This story has been updated to include a statement from Agilent Technologies.
NEW YORK – The Patent Trial and Appeal Board of the US Patent and Trademark Office has invalidated two patents held by Agilent Technologies covering the chemical modification of CRISPR guide RNAs and their use in gene editing, Synthego announced on Wednesday.
In final written decisions issued Wednesday as part of inter partes review proceedings, the PTAB said US Patent Nos. 10,337,001 and 10,900,034 each contained unpatentable claims.
Synthego, an Agilent competitor in the gene editing market, had initiated the IPR in January 2022 as part of a plan to ward off patent infringement allegations.

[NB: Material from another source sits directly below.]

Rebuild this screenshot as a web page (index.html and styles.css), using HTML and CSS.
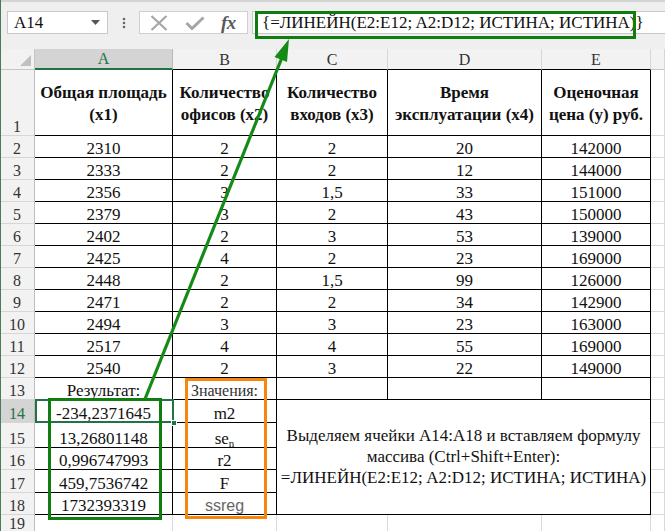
FILE: index.html
```html
<!DOCTYPE html>
<html lang="ru">
<head>
<meta charset="utf-8">
<title>ЛИНЕЙН</title>
<link rel="stylesheet" href="styles.css">
</head>
<body>
<div class="app">
  <div class="fbar">
    <div class="namebox">
      <span class="nb-text">A14</span>
      <svg class="caret" width="9" height="5" viewBox="0 0 9 5"><path d="M0 0h9L4.5 5z" fill="#555"/></svg>
    </div>
    <div class="dots">
      <svg width="4" height="12" viewBox="0 0 4 12"><circle cx="2" cy="2" r="1.3" fill="#666"/><circle cx="2" cy="6" r="1.3" fill="#666"/><circle cx="2" cy="10" r="1.3" fill="#666"/></svg>
    </div>
    <div class="btns">
      <svg class="ic-x" width="18" height="16" viewBox="0 0 18 16"><path d="M1.5 1L16.5 15M16.5 1L1.5 15" stroke="#a6a6a6" stroke-width="2.2" fill="none"/></svg>
      <svg class="ic-ok" width="20" height="14" viewBox="0 0 20 14"><path d="M1.5 7L7 12.5L18.5 1.5" stroke="#a6a6a6" stroke-width="3" fill="none"/></svg>
      <span class="fx">fx</span>
    </div>
    <div class="formula">
      <span class="f-text">{=ЛИНЕЙН(E2:E12; A2:D12; ИСТИНА; ИСТИНА)}</span>
    </div>
  </div>

  <table class="sheet">
    <tr class="hdr">
      <th class="corner w-rh"><span class="tri"></span></th>
      <th class="w-a ch ch-sel">A</th>
      <th class="w-b ch ch-k">B</th>
      <th class="w-c ch ch-k">C</th>
      <th class="w-d ch ch-k">D</th>
      <th class="w-e ch ch-k">E</th>
      <th class="w-f ch"></th>
    </tr>
    <tr class="r-head">
      <th class="rh">1</th>
      <td class="k hd">Общая площадь<br>(x1)</td>
      <td class="k hd">Количество<br>офисов (x2)</td>
      <td class="k hd">Количество<br>входов (x3)</td>
      <td class="k hd">Время<br>эксплуатации (x4)</td>
      <td class="k hd">Оценочная<br>цена (y) руб.</td>
      <td class="g"></td>
    </tr>
    <tr class="r22"><th class="rh">2</th><td class="k">2310</td><td class="k">2</td><td class="k">2</td><td class="k">20</td><td class="k">142000</td><td class="g"></td></tr>
    <tr class="r22"><th class="rh">3</th><td class="k">2333</td><td class="k">2</td><td class="k">2</td><td class="k">12</td><td class="k">144000</td><td class="g"></td></tr>
    <tr class="r22"><th class="rh">4</th><td class="k">2356</td><td class="k">3</td><td class="k">1,5</td><td class="k">33</td><td class="k">151000</td><td class="g"></td></tr>
    <tr class="r22"><th class="rh">5</th><td class="k">2379</td><td class="k">3</td><td class="k">2</td><td class="k">43</td><td class="k">150000</td><td class="g"></td></tr>
    <tr class="r22"><th class="rh">6</th><td class="k">2402</td><td class="k">2</td><td class="k">3</td><td class="k">53</td><td class="k">139000</td><td class="g"></td></tr>
    <tr class="r22"><th class="rh">7</th><td class="k">2425</td><td class="k">4</td><td class="k">2</td><td class="k">23</td><td class="k">169000</td><td class="g"></td></tr>
    <tr class="r22"><th class="rh">8</th><td class="k">2448</td><td class="k">2</td><td class="k">1,5</td><td class="k">99</td><td class="k">126000</td><td class="g"></td></tr>
    <tr class="r22"><th class="rh">9</th><td class="k">2471</td><td class="k">2</td><td class="k">2</td><td class="k">34</td><td class="k">142900</td><td class="g"></td></tr>
    <tr class="r22"><th class="rh">10</th><td class="k">2494</td><td class="k">3</td><td class="k">3</td><td class="k">23</td><td class="k">163000</td><td class="g"></td></tr>
    <tr class="r22"><th class="rh">11</th><td class="k">2517</td><td class="k">4</td><td class="k">4</td><td class="k">55</td><td class="k">169000</td><td class="g"></td></tr>
    <tr class="r22"><th class="rh">12</th><td class="k">2540</td><td class="k">2</td><td class="k">3</td><td class="k">22</td><td class="k">149000</td><td class="g"></td></tr>
    <tr class="r22"><th class="rh">13</th><td class="k">Результат:</td><td class="k lbl">Значения:</td><td class="k"></td><td class="k"></td><td class="k"></td><td class="g"></td></tr>
    <tr class="r23">
      <th class="rh rh-sel">14</th><td class="k">-234,2371645</td><td class="k">m2</td>
      <td class="k note" colspan="3" rowspan="5">Выделяем ячейки A14:A18 и вставляем формулу<br>массива (Ctrl+Shift+Enter):<br>=ЛИНЕЙН(E2:E12; A2:D12; ИСТИНА; ИСТИНА)</td>
      <td class="g"></td>
    </tr>
    <tr class="r25"><th class="rh">15</th><td class="k">13,26801148</td><td class="k">se<sub>n</sub></td><td class="g"></td></tr>
    <tr class="r22"><th class="rh">16</th><td class="k">0,996747993</td><td class="k">r2</td><td class="g"></td></tr>
    <tr class="r23"><th class="rh">17</th><td class="k">459,7536742</td><td class="k">F</td><td class="g"></td></tr>
    <tr class="r22"><th class="rh">18</th><td class="k">1732393319</td><td class="k ss">ssreg</td><td class="g"></td></tr>
    <tr class="r19"><th class="rh">19</th><td class="g"></td><td class="g"></td><td class="g"></td><td class="g"></td><td class="g"></td><td class="g"></td></tr>
  </table>

  <div class="fbox"></div>
  <div class="selbox"><span class="handle"></span></div>
  <div class="ann-green"></div>
  <div class="ann-orange"></div>
  <svg class="arrow" width="665" height="531" viewBox="0 0 665 531">
    <line x1="283" y1="55" x2="145" y2="399" stroke="#168a16" stroke-width="3.2"/>
    <polygon points="289,39 287,62 274.5,57" fill="#168a16"/>
  </svg>
</div>
</body>
</html>
```

FILE: styles.css
```css
* { box-sizing: border-box; }

body {
  margin: 0;
  background: #fff;
  font-family: "Liberation Serif", Tinos, "Times New Roman", "DejaVu Serif", serif;
  color: #111;
}

.app {
  position: relative;
  width: 665px;
  height: 531px;
  overflow: hidden;
}

.app::before {
  content: "";
  position: absolute;
  left: 0;
  top: 0;
  bottom: 0;
  width: 1px;
  background: #4a7a5a;
  z-index: 5;
}

/* formula bar */
.fbar {
  height: 49px;
  background: #efefef;
  border-top: 2px solid #d4d4d4;
  display: flex;
  align-items: flex-start;
  padding-top: 9px;
}

.namebox {
  margin-left: 7px;
  width: 101px;
  height: 23px;
  background: #fff;
  border: 1px solid #c8c8c8;
  display: flex;
  align-items: center;
  padding: 0 7px 0 6px;
}

.nb-text {
  font-size: 17px;
  line-height: 20px;
  flex: 1;
}

.caret { display: block; }

.dots {
  width: 31px;
  height: 23px;
  display: flex;
  align-items: center;
  justify-content: center;
}
.dots svg { display: block; }

.btns {
  width: 109px;
  height: 23px;
  background: #fff;
  border: 1px solid #d0d0d0;
  display: flex;
  align-items: center;
  padding-left: 10px;
}
.ic-x { display: block; margin-right: 17px; }
.ic-ok { display: block; margin-right: 16px; }
.fx {
  font-style: italic;
  font-weight: bold;
  font-size: 19px;
  line-height: 20px;
  color: #5a5a5a;
  letter-spacing: -0.5px;
}

.formula {
  flex: 1;
  margin-left: 4px;
  height: 23px;
  background: #fff;
  border: 1px solid #c8c8c8;
  border-right: none;
  display: flex;
  align-items: center;
  padding-left: 9px;
}
.f-text {
  font-size: 17px;
  line-height: 20px;
  white-space: nowrap;
}

/* sheet */
.sheet {
  border-collapse: separate;
  border-spacing: 0;
  table-layout: fixed;
  width: 665px;
}

:where(.sheet th, .sheet td) {
  padding: 0 2px;
  font-size: 17px;
  line-height: 17px;
  font-weight: normal;
  text-align: center;
  vertical-align: bottom;
  white-space: nowrap;
  overflow: hidden;
}

.w-rh { width: 35px; }
.w-a { width: 138px; }
.w-b { width: 104px; }
.w-c { width: 111px; }
.w-d { width: 154px; }
.w-e { width: 109px; }
.w-f { width: 14px; }

.hdr th { height: 21px; }
.r-head td, .r-head th { height: 66px; }
.r22 td, .r22 th { height: 22px; }
.r23 td, .r23 th { height: 23px; }
.r25 td, .r25 th { height: 25px; }
.r19 td, .r19 th { height: 16px; }

.ch {
  background: #f2f2f2;
  font-size: 16px;
  color: #333;
  vertical-align: middle;
  border-right: 1px solid #d6d6d6;
  border-bottom: 1px solid #c6c6c6;
}
.ch-k { border-bottom-color: #000; }
.ch-sel {
  background: #d4d4d4;
  color: #217346;
  border-bottom: 2px solid #217346;
  border-right-color: #b9b9b9;
}

.corner {
  position: relative;
  background: #f2f2f2;
  border-right: 1px solid #c6c6c6;
  border-bottom: 1px solid #c6c6c6;
}
.tri {
  position: absolute;
  right: 3px;
  bottom: 3px;
  width: 0;
  height: 0;
  border-left: 11px solid transparent;
  border-bottom: 11px solid #c0c0c0;
}

.rh {
  background: #f2f2f2;
  font-size: 16px;
  color: #333;
  border-right: 1px solid #bdbdbd;
  border-bottom: 1px solid #d6d6d6;
}
.rh-sel {
  background: #d4d4d4;
  color: #217346;
}

.k {
  border-right: 1px solid #000;
  border-bottom: 1px solid #000;
}
.g {
  border-right: 1px solid #dadada;
  border-bottom: 1px solid #dadada;
}

.hd {
  font-weight: bold;
  line-height: 22px;
  vertical-align: middle;
  padding-top: 3px;
}

.lbl {
  font-size: 16px;
  color: #333;
}
.ss {
  font-family: "Liberation Sans", Arial, sans-serif;
  font-size: 16px;
  color: #666;
}
sub {
  font-size: 11px;
  line-height: 0;
  vertical-align: -3px;
}

.note {
  vertical-align: middle;
  line-height: 21px;
  padding-bottom: 2px;
}

/* overlays */
.fbox {
  position: absolute;
  left: 255px;
  top: 11px;
  width: 381px;
  height: 28px;
  border: 3px solid #0f7d0f;
}
.selbox {
  position: absolute;
  left: 35px;
  top: 399px;
  width: 139px;
  height: 24px;
  border: 2px solid #217346;
}
.handle {
  position: absolute;
  right: -5px;
  bottom: -5px;
  width: 6px;
  height: 6px;
  background: #217346;
  border: 1px solid #fff;
}
.ann-green {
  position: absolute;
  left: 48px;
  top: 398px;
  width: 114px;
  height: 122px;
  border: 3px solid #0f7d0f;
}
.ann-orange {
  position: absolute;
  left: 185px;
  top: 378px;
  width: 82px;
  height: 141px;
  border: 3px solid #f7860f;
}
.arrow {
  position: absolute;
  left: 0;
  top: 0;
  pointer-events: none;
}
```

Synthego also preemptively sued Agilent in federal court in October 2021, seeking a judgment of non-infringement, allegedly after Agilent tried to license the IP to Synthego. As part of a countersuit, Agilent sought a preliminary injunction against Synthego.
"This decision by the PTAB is a major victory for the entire CRISPR-enabled research and therapeutics field," Synthego CEO Paul Dabrowski said in a statement. "The ruling confirms that the invalidated Agilent patents attempted to claim well-known modifications to guide RNAs already taught by prior art. It is a win for researchers and, ultimately, for patients."
"Agilent is confident in the innovative contributions made by its scientists and intends to appeal to the United States Court of Appeals for the Federal Circuit," the firm said in a statement issued Thursday night. "This patent family also remains open with ongoing prosecution of new claims."